3.4.2. Quantitative Comparative Analysis

This experiment is designed to evaluate the performance of our method in terms of quantitative analysis. For this purpose, we used three standard metrics, i.e., precision, recall, and F1-score, to measure the performance of our system against the comparative methods. The precision-recall (PR) curve is calculated on the results of the proposed method from Shi [12] and DUT [37] datasets and presented in Figures 7 and 8, respectively. A separate PR curve comparison is shown for Shi [12] and DUT [37] datasets. The PR curves demonstrate that our method consistently outperforms all the comparative methods. On the other hand, our method effectively addresses the problems of homogenous smooth and low local cluttered regions in the images of a more challenging DUT dataset [37]. The PR curve of the proposed method on DUT [37] dataset continuously dominates throughout the period as shown in Figure 7.

Additionally, the F1-score is measured and compared for both the Shi [12] and DUT [37] datasets as shown in Figures 9 and 10. Although DNet [34] achieves almost comparable results as of the proposed method, however, our method is computationally very efficient over the DNet method [34] as shown in Table 2. This comparative analysis illustrates the superiority of the proposed method for defocus blur detection over the comparative approaches.

3.4.3. Computational Cost Analysis

Although DFD methods must be effective in terms of detecting blurred regions from the images, however, producing such accurate results in a minimum time is also crucial, especially in real-time applications. This experiment is designed to evaluate the efficiency of the proposed and comparative approaches for defocus blur detection. The results of this comparative analysis of time complexity for both the detection and segmentation are provided in Table 2. The proposed method not only dominates in terms of accurate blur detection over the state-of-the-art methods, but also executes exceptionally fast and computationally very efficient over comparative approaches. From the results, we can clearly observe that the proposed method has the 2nd lowest computational cost after LBP [21] as compared to all comparative methods. More precisely, [21] performs the best by achieving 5 seconds to segment an image into blur and sharp regions, whereas our method performed second best and achieved the time complexity of 7 sec. On the contrary, [22] performed the worst by taking the highest computational cost of 12 minutes. The main reason behind achieving such low time complexity of our method is the direct extraction of the local sharpness metric and removal of the time-consuming matting procedures used by several competitive methods. Moreover, image masking and Otsu thresholding used to produce the segmented maps are also very fast in the execution. In our method, the multiscale inference phase consumes the majority of the execution times.
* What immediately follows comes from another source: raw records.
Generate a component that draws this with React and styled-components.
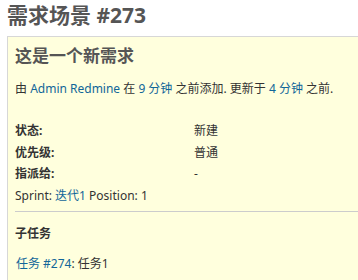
import React from 'react';
import styled, { createGlobalStyle } from 'styled-components';

const Global = createGlobalStyle`
  html, body {
    margin: 0;
    padding: 0;
    overflow: hidden;
    background: #ffffff;
  }
  body {
    font-family: "Noto Sans", "Noto Sans CJK SC", sans-serif;
    font-size: 12px;
    color: #333;
  }
`;

const Page = styled.div`
  width: 440px;
  padding: 0 0 0 7px;
`;

const Title = styled.h2`
  margin: 0;
  padding-top: 3px;
  width: fit-content;
  font-size: 21px;
  line-height: 24px;
  font-weight: bold;
  color: #555;
`;

const Issue = styled.div`
  margin-top: 9px;
  background: #ffffdd;
  border: 1px solid #d7d7d7;
  padding: 6px 7px;
`;

const Subject = styled.h3`
  margin: 0;
  font-size: 17px;
  line-height: 26px;
  font-weight: bold;
  color: #555;
`;

const Author = styled.p`
  margin: 10px 0 0;
  line-height: 20px;
`;

const Link = styled.a`
  color: #116699;
  text-decoration: none;
`;

const Attributes = styled.div`
  margin-top: 21px;
`;

const Row = styled.div`
  display: flex;
  height: 21.5px;
  line-height: 21.5px;
`;

const Label = styled.div`
  width: 179px;
  font-weight: bold;
`;

const Value = styled.div``;

const Rule = styled.hr`
  border: none;
  border-top: 1px solid #cccccc;
  margin: ${p => p.$top}px 0 0;
`;

const Section = styled.div`
  margin-top: 12px;
  line-height: 20px;
  font-weight: bold;
`;

const SubTask = styled.div`
  margin-top: 10px;
  line-height: 20px;
  padding-left: 1px;
`;

export default function App() {
  return (
    <>
      <Global />
      <Page>
        <Title>需求场景 #273</Title>
        <Issue>
          <Subject>这是一个新需求</Subject>
          <Author>
            由 <Link href="#">Admin Redmine</Link> 在 <Link href="#">9 分钟</Link> 之前添加. 更新于{' '}
            <Link href="#">4 分钟</Link> 之前.
          </Author>
          <Attributes>
            <Row>
              <Label>状态:</Label>
              <Value>新建</Value>
            </Row>
            <Row>
              <Label>优先级:</Label>
              <Value>普通</Value>
            </Row>
            <Row>
              <Label>指派给:</Label>
              <Value>-</Value>
            </Row>
            <Row>
              Sprint:&nbsp;<Link href="#">迭代1</Link>&nbsp;Position: 1
            </Row>
          </Attributes>
          <Rule $top={5} />
          <Section>子任务</Section>
          <SubTask>
            <Link href="#">任务 #274</Link>: 任务1
          </SubTask>
          <Rule $top={6} />
        </Issue>
      </Page>
    </>
  );
}
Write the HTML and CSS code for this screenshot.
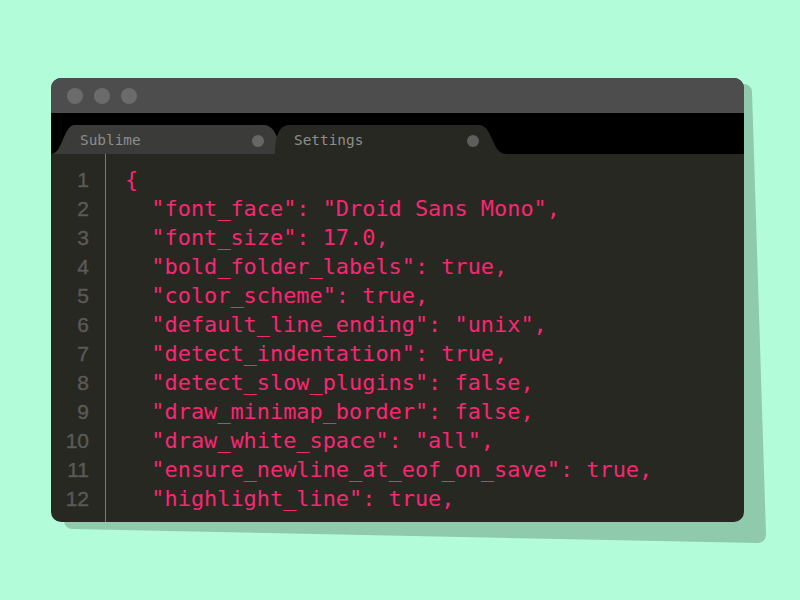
FILE: index.html
```html
<!DOCTYPE html>
<html lang="en">
<head>
  <meta charset="UTF-8">
  <title>Sublime Settings</title>
  <link rel="stylesheet" href="styles.css">
</head>
<body>
  <div class="stage">
    <svg class="shadow" width="730" height="480" viewBox="0 0 730 480">
      <polygon points="21,14 693,14 707,457 21,443" fill="#8fcaad" stroke="#8fcaad" stroke-width="16" stroke-linejoin="round"/>
    </svg>
    <div class="window">
      <div class="titlebar">
        <span class="light"></span>
        <span class="light"></span>
        <span class="light"></span>
      </div>
      <div class="tabbar">
        <div class="tab tab-back">
          <span class="tab-name">Sublime</span>
          <span class="tab-dot"></span>
        </div>
        <div class="tab tab-active">
          <span class="tab-name">Settings</span>
          <span class="tab-dot"></span>
        </div>
      </div>
      <div class="editor">
        <div class="gutter">
          <div>1</div><div>2</div><div>3</div><div>4</div><div>5</div><div>6</div>
          <div>7</div><div>8</div><div>9</div><div>10</div><div>11</div><div>12</div>
        </div>
        <div class="code">
          <div class="line">{</div>
          <div class="line">  "font_face": "Droid Sans Mono",</div>
          <div class="line">  "font_size": 17.0,</div>
          <div class="line">  "bold_folder_labels": true,</div>
          <div class="line">  "color_scheme": true,</div>
          <div class="line">  "default_line_ending": "unix",</div>
          <div class="line">  "detect_indentation": true,</div>
          <div class="line">  "detect_slow_plugins": false,</div>
          <div class="line">  "draw_minimap_border": false,</div>
          <div class="line">  "draw_white_space": "all",</div>
          <div class="line">  "ensure_newline_at_eof_on_save": true,</div>
          <div class="line">  "highlight_line": true,</div>
        </div>
      </div>
    </div>
  </div>
</body>
</html>
```

FILE: styles.css
```css
body {
  margin: 0;
  padding: 78px 0 0 51px;
  background-color: #b3fcda;
  min-height: 600px;
  box-sizing: border-box;
  overflow: hidden;
}
.stage {
  position: relative;
  width: 693px;
}
.shadow {
  position: absolute;
  left: 0;
  top: 0;
  overflow: visible;
}
.window {
  position: relative;
  width: 693px;
  height: 444px;
  border-radius: 10px;
  overflow: hidden;
  background-color: #272822;
  display: flex;
  flex-direction: column;
}
.titlebar {
  flex-shrink: 0;
  height: 35px;
  background-color: #4d4d4d;
  display: flex;
  align-items: center;
  gap: 11px;
  padding: 1px 0 0 16px;
  box-sizing: border-box;
}
.light {
  width: 16px;
  height: 16px;
  border-radius: 50%;
  background-color: #6b6b6b;
}
.tabbar {
  flex-shrink: 0;
  height: 41px;
  background-color: #000;
  display: flex;
  align-items: flex-end;
}
.tab {
  height: 29px;
  display: flex;
  align-items: center;
  box-sizing: border-box;
  font-family: "DejaVu Sans Mono", monospace;
  font-size: 14.4px;
  color: #8e8e8c;
}
.tab-back {
  width: 242px;
  padding: 0 29px 0 29px;
  background-color: #3b3b39;
  clip-path: path('M0 29 C12 29 12 0 24 0 L212 0 C222 0 224 8 228 16 C232 26 236 29 242 29 Z');
}
.tab-active {
  width: 232px;
  margin-left: -18px;
  padding: 0 28px 0 19px;
  background-color: #272822;
  clip-path: path('M0 29 C0 12 4 0 14 0 L203 0 C212 0 214 8 218 16 C222 26 226 29 232 29 Z');
}
.tab-dot {
  margin-left: auto;
  margin-top: 2px;
  width: 12px;
  height: 12px;
  border-radius: 50%;
  background-color: #5e5e5c;
}
.tab-back .tab-dot {
  background-color: #676767;
}
.editor {
  flex: 1;
  display: flex;
  line-height: 29px;
}
.gutter {
  width: 55px;
  padding: 11px 16px 0 0;
  box-sizing: border-box;
  text-align: right;
  font-family: "Liberation Sans", Arial, sans-serif;
  font-size: 21px;
  color: #5a5a57;
  border-right: 1px solid #7a7a78;
  -webkit-text-stroke: 0.4px #5a5a57;
}
.code {
  padding: 11px 0 0 19px;
  font-family: "DejaVu Sans Mono", monospace;
  font-size: 21.9px;
  color: #f92672;
}
.line {
  white-space: pre;
}
```
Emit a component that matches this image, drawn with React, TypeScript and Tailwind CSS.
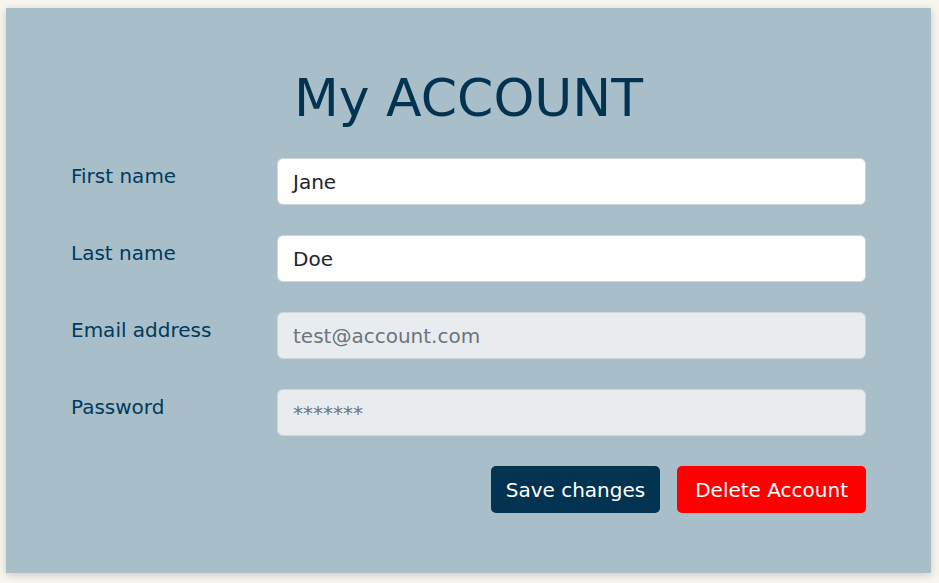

For this comparative analysis, we used the codes of comparative methods that are publicly available along with our own implementation. In the proposed method, the original image was scaled into 256 × 256, 128 × 128 and 64 × 64 dimensions for , and . Additionally, the window size is selected as 3 × 3, 5 × 5 and 7 × 7 for image scale , and respectively. The final values of window size Z for the specific scale Sn are selected after the detailed observations and experiments. Moreover, automatic global thresholding is used in image masking and Otsu thresholding for binarization of the images. We have implemented the proposed and comparative methods on Intel(R) Core (TM) m3-7Y30 CPU @ 1.00 GHz, 1.61 GHz with 8 GB memory system.

4. Discussion

The present study analyzes the findings about the selection of adaptive threshold and the impact of neighboring pixels in local extraction of the image regions. Experimental results demonstrate two facts. First, the global or hard-coded fix threshold value is not reliable for all types of images. Second, the neighboring pixels used to differentiate the integral values have a major impact on the extracted patterns. This is an important finding in the understanding of the local patterns and direct integral extraction from the images. Some sample results from LBP [21] and LDMP [18] are shown in Figure 11 to defend this fact. Figure 11 clearly demonstrates that the comparative methods LBP [21] and LDMP [18] are unable to perform well for many images. Two methods [18, 21] used a similar approach of extraction from local integral values of the images but used either a fixed static threshold or from a specified range. This hard-coded threshold scheme results in performance degradation, as shown in Figure 11 where [21] is unable to detect the regions in the image, whereas the proposed method used an adaptive threshold computed using the deviation between the neighboring pixels and performed very well. Our experiments further reveal that the results of [18, 21] indicate the gaps between the extracted sharp regions, whereas the proposed method produced the filled regions approximately. Extraction of the pixels using a small number of neighboring pixels can cause the overall selection of the region. We have used varying numbers of adjacent neighbors (3 × 3, 5 × 5, 7 × 7) to extract the regions based on the deviation between the neighbors. This provides significantly better results due to the large deviation of the region. Our results indicate that the pixel selection based on a small number of adjacent pixels affects the results, whereas using a large number of adjacent pixels to determine the pixel selection leads to good results. Existing defocus blur detection methods, based on using the integral values directly, fail to operate well for the motion blur. High variation in the integral values makes these methods unable to perform better on the motion blur. We aim to develop a unified method in the future that can effectively detect both the motion and focus blur.

5. Conclusion

We have proposed an effective and efficient method for defocus blur detection problem without having the prior information about blur, camera configuration, pixels densities, etc. The local sharpness metric map is extracted directly from the images at different scales along with different patch sizes of the images. The local deviations between the neighboring pixels are used for the extraction of sharp regions. The automatic image masking and Otsu thresholding provide highly accurate and optimal segmented results over state-of-the-art methods. Our experimental results demonstrated that the proposed method performs far better than many hard-coded threshold-based algorithms. Additionally, the proposed method has a significant speed advantage over several comparative segmentation algorithms, i.e., alpha matting, KNN matting, global matting by GPU implementation, etc.

Data Availability

The datasets used and analyzed in this paper are publicly available.

Conflicts of Interest

The authors declare that there are no conflicts of interest.

Acknowledgments

This work was supported by Education and Research Promotion Program of KOREATECH (2021).